Yachting Art Magazine

Editorial – The sharing economy and the boating industry: what if we’ve got it all wrong?

There are certain ideas which, by virtue of their apparent obviousness, eventually become accepted without proper scrutiny. The ‘economy of use’, which has been applied to the boating industry for a decade, falls into this category. With much fanfare about modernity, it has replaced the act of purchasing with that of subscription, transforming the boater into a user, and the boat into a mere vehicle for an experience, whereas boating is, above all, a passion.

The reasoning, it is true, seemed unassailable. Boats, ever more sophisticated and ever more expensive, were becoming unaffordable. Habits were changing: regular leisure activities were giving way to fragmented consumption, dictated by availability and whim. Mobility was becoming a cardinal virtue, allowing one to change bodies of water as easily as one changes destination. Added to this was a more stark economic reality: stagnation, or even a decline in incomes from one generation to the next, whilst new, more immediate leisure activities began to compete with the sea.

From these premises emerged boat clubs, imported from America, timeshare schemes and shared fleets. A promise of unrestricted access, a disembodied yet accessible form of boating. Yet, when put to the test, the structure is faltering. Apart from a few notable successes, such as Freedom Boat Club, profitability is slow in coming. The costs of management, maintenance and availability weigh heavily. And we are rediscovering, not without irony, that boat hire —an old and tried-and-tested practice— already offered this freedom of use without the new complexities.

Thus, the sharing economy, in its nautical form, remains marginal, attracting a clientele that is certainly interesting but relatively limited. It does not fundamentally transform the market; it merely skims the surface.

And what if that is where the mistake lies?

For another, quieter revolution could be taking shape elsewhere. In China, in particular, where the announcement of massive investments in simple boats, produced using highly automated methods, is sketching out a model that may be radically different. In a country with no nautical tradition, but driven by industrial ambition, the challenge is not to share scarcity, but to make access commonplace.

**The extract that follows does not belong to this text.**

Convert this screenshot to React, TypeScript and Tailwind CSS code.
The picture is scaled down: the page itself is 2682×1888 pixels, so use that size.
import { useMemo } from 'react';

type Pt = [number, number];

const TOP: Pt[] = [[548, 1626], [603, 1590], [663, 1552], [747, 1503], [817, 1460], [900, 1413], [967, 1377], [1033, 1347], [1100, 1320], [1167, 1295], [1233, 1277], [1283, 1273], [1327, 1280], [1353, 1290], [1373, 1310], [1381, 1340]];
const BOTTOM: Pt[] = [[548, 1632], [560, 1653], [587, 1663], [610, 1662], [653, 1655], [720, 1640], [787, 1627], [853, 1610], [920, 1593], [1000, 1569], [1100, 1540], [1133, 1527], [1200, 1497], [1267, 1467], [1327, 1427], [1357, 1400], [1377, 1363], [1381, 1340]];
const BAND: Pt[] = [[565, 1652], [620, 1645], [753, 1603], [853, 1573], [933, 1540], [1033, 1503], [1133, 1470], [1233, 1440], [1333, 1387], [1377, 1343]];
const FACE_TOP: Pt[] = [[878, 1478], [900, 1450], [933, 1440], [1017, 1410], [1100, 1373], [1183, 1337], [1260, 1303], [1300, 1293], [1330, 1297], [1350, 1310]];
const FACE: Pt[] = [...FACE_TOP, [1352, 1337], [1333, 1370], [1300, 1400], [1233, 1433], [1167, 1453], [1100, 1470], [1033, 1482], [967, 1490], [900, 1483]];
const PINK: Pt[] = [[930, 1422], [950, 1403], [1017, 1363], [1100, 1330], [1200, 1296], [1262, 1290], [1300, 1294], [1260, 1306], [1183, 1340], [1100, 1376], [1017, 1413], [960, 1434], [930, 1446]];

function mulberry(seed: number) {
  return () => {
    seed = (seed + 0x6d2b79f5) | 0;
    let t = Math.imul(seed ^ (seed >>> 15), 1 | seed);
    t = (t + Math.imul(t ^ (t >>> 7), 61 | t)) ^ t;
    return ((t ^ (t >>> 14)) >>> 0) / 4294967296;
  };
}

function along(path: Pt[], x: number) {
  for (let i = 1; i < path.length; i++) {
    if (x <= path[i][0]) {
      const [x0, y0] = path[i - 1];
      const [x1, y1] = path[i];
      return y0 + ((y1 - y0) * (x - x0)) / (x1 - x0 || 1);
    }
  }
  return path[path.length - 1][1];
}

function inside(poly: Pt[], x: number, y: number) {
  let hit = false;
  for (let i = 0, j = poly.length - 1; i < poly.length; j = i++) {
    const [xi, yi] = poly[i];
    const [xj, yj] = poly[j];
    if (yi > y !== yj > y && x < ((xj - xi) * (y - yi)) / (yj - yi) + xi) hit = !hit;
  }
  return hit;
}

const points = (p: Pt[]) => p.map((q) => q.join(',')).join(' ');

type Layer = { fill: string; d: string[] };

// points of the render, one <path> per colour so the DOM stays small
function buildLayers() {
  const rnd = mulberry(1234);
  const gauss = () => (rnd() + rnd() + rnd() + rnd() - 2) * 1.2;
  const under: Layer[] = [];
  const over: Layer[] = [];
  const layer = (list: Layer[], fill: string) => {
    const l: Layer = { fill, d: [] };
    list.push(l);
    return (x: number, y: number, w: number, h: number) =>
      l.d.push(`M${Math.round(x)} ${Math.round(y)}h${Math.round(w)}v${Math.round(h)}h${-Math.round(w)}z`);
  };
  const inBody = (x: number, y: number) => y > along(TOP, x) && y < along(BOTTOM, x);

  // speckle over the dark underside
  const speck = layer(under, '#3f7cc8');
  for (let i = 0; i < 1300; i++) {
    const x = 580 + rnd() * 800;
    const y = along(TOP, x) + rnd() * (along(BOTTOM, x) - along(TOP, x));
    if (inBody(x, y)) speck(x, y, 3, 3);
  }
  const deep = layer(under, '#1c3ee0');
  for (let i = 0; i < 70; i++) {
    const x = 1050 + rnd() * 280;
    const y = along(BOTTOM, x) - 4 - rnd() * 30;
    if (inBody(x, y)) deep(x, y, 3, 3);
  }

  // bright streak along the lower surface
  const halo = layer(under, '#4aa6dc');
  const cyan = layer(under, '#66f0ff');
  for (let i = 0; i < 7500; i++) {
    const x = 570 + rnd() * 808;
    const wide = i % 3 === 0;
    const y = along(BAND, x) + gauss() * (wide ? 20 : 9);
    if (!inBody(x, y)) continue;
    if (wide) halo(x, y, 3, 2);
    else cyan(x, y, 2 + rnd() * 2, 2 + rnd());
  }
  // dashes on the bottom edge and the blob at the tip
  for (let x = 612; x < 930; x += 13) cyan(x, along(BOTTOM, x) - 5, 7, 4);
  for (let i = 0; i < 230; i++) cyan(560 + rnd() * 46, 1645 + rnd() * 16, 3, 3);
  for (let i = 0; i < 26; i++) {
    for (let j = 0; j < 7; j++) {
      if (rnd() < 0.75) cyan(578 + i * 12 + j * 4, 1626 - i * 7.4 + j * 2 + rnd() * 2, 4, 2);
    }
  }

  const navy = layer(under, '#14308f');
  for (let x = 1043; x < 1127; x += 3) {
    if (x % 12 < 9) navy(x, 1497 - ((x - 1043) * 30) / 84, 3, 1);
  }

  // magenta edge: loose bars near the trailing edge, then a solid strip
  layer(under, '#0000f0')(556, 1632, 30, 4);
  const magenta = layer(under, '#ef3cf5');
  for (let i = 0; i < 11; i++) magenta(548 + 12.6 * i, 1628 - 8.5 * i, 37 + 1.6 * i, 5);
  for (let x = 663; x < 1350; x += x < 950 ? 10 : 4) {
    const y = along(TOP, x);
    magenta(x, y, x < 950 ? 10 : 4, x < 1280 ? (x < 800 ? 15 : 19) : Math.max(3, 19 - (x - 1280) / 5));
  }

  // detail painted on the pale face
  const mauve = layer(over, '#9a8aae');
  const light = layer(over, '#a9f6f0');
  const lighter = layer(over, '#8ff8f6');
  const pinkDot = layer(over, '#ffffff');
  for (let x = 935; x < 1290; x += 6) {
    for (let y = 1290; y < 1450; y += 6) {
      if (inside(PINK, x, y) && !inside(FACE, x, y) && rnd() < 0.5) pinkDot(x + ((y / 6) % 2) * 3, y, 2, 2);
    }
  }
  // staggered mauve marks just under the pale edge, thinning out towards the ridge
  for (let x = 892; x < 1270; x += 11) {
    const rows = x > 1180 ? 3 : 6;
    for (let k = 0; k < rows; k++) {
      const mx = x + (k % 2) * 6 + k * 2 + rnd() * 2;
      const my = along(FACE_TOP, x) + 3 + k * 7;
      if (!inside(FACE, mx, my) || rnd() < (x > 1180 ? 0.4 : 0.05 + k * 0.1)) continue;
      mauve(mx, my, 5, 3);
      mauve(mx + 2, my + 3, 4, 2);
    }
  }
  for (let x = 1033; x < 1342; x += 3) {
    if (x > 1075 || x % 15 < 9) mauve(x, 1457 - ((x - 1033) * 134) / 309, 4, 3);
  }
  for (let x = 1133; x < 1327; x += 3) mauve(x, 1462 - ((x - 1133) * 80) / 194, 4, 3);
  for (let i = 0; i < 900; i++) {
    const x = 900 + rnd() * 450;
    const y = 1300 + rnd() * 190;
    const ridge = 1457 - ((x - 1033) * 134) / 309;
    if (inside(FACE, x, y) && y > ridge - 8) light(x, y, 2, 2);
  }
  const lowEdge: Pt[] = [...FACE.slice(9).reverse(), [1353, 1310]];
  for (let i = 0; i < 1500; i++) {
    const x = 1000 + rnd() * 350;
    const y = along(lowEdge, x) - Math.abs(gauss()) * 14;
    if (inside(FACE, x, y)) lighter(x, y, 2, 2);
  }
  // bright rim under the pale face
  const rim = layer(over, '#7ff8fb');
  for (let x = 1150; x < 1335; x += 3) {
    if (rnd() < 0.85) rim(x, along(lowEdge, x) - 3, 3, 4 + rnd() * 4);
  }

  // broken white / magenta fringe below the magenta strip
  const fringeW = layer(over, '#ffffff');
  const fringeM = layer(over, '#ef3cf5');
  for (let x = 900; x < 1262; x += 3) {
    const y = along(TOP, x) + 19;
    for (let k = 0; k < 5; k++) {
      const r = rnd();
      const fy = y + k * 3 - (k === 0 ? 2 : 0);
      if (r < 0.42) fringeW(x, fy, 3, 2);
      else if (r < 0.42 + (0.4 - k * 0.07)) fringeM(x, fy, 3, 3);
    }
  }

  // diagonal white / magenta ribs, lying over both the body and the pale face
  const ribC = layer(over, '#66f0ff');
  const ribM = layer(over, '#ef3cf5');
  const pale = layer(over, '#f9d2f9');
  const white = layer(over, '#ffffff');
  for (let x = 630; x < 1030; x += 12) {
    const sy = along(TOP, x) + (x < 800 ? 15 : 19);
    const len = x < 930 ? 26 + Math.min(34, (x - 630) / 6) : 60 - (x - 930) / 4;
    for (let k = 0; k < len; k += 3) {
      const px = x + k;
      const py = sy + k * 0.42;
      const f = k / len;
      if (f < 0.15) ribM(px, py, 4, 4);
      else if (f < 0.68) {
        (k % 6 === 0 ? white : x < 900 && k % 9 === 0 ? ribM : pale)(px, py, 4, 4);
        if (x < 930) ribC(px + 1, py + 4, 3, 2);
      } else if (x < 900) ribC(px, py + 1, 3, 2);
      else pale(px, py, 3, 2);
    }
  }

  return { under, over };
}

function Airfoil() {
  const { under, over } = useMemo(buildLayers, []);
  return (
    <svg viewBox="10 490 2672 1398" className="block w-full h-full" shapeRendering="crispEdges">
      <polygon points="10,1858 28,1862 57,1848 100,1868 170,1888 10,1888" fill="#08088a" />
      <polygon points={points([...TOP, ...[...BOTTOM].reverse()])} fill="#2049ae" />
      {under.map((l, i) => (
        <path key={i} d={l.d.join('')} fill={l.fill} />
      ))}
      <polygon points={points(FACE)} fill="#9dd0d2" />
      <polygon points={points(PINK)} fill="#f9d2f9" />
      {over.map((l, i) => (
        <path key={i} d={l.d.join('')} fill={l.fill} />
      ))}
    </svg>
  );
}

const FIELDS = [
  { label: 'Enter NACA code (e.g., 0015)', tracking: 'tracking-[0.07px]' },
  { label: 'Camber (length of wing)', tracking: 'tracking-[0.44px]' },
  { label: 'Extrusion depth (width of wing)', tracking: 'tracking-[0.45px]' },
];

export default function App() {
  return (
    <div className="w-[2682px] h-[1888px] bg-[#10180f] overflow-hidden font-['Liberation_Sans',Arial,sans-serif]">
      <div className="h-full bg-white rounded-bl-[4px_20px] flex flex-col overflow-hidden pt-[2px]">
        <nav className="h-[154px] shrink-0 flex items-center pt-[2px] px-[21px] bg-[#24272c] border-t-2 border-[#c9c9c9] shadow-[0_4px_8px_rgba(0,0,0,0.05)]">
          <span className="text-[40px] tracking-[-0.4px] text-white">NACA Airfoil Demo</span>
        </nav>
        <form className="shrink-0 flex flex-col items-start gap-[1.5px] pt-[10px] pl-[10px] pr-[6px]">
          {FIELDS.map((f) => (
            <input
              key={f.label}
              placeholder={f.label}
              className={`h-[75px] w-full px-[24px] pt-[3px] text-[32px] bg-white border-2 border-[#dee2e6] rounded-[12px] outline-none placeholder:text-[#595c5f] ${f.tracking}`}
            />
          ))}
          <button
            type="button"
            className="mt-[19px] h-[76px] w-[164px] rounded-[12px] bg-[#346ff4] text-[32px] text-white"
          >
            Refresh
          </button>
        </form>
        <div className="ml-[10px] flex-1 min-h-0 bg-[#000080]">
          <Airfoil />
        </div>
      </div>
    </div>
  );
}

A simplified, more reliable form of recreational boating —in terms of both product range and port facilities, services and usage— supported by smart technologies —much like the modern car— could well redefine the very concept of boating.

Less complex and less intimidating, it would open up the sea to new audiences, in places where it is still perceived as hostile.

What if, ultimately, the sharing economy did not lie in the sharing of goods, but in the simplicity of their use and their affordability?

 

This is a hypothesis that, in the future, could get far more people out on the water than any subscription scheme.